Take every line from the first down to the line with "import React from" and set it down exactly, without the pictures.

++++++

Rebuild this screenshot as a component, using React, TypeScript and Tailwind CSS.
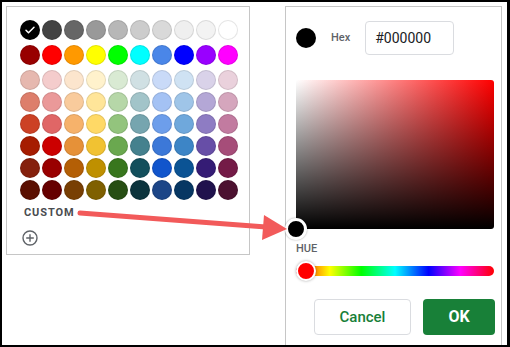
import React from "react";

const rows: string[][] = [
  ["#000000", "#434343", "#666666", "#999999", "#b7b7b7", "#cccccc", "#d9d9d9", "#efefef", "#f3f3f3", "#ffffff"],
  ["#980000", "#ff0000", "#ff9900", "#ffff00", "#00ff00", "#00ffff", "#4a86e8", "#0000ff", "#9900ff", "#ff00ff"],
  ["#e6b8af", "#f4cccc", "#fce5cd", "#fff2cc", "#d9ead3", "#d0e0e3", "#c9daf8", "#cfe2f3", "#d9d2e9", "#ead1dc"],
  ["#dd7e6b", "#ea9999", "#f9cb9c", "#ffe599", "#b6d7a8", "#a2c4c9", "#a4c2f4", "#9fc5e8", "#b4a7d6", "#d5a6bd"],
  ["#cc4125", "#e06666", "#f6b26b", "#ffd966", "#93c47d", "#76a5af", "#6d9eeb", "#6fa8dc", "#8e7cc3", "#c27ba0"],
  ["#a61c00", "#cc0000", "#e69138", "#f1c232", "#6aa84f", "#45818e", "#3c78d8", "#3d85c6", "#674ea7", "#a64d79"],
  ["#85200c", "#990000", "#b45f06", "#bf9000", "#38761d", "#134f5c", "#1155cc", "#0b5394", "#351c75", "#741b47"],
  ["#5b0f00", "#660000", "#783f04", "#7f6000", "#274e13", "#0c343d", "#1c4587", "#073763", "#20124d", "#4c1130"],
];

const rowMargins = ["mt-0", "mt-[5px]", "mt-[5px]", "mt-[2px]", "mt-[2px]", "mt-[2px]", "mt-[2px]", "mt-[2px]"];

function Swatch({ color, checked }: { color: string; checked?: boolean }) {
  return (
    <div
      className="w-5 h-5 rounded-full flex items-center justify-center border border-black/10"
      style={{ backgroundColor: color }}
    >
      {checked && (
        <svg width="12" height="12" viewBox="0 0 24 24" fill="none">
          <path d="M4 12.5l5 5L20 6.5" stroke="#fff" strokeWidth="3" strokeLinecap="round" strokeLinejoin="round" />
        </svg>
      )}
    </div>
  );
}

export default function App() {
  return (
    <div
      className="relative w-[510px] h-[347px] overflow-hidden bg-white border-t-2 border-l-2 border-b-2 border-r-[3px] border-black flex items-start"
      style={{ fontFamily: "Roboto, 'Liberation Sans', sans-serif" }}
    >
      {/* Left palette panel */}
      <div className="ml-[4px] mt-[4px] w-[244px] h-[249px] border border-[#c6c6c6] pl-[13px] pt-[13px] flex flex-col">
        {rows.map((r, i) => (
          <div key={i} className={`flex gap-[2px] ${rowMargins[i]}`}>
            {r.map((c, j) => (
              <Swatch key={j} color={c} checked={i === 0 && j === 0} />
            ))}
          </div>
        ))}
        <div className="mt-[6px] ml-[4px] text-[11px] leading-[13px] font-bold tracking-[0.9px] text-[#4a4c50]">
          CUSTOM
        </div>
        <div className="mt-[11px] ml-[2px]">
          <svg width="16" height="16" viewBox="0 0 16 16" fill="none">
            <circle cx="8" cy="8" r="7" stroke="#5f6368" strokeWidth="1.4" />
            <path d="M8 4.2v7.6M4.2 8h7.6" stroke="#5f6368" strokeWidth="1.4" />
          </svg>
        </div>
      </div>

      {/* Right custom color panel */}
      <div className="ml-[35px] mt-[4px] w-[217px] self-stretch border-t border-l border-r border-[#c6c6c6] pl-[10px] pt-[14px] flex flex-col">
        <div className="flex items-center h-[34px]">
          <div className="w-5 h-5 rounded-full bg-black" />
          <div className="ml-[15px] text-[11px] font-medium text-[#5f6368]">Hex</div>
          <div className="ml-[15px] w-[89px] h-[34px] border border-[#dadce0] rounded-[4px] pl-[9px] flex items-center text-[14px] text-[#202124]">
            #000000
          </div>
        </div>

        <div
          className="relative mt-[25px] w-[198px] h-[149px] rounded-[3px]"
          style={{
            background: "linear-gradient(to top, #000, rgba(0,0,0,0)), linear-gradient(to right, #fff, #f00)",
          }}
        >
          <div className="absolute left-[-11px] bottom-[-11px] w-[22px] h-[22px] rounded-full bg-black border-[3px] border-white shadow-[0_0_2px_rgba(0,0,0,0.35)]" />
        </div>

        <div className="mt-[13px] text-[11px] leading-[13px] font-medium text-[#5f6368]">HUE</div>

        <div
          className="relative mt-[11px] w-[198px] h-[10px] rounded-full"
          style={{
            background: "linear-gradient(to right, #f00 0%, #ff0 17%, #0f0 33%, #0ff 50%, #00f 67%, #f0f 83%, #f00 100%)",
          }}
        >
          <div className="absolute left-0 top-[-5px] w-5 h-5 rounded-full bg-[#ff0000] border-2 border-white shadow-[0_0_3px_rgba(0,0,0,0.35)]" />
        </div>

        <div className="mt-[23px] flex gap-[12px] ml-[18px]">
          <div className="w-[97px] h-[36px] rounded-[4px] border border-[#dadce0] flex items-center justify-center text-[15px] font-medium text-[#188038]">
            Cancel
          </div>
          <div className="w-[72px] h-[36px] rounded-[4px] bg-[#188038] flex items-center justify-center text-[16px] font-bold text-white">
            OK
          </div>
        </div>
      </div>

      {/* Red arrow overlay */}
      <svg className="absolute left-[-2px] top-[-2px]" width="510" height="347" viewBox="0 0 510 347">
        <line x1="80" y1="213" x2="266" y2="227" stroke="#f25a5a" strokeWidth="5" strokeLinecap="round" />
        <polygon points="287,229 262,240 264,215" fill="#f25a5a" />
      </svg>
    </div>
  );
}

++++++

The response:
Rebuild this screenshot as a component, using React, TypeScript and Tailwind CSS.
import React from "react";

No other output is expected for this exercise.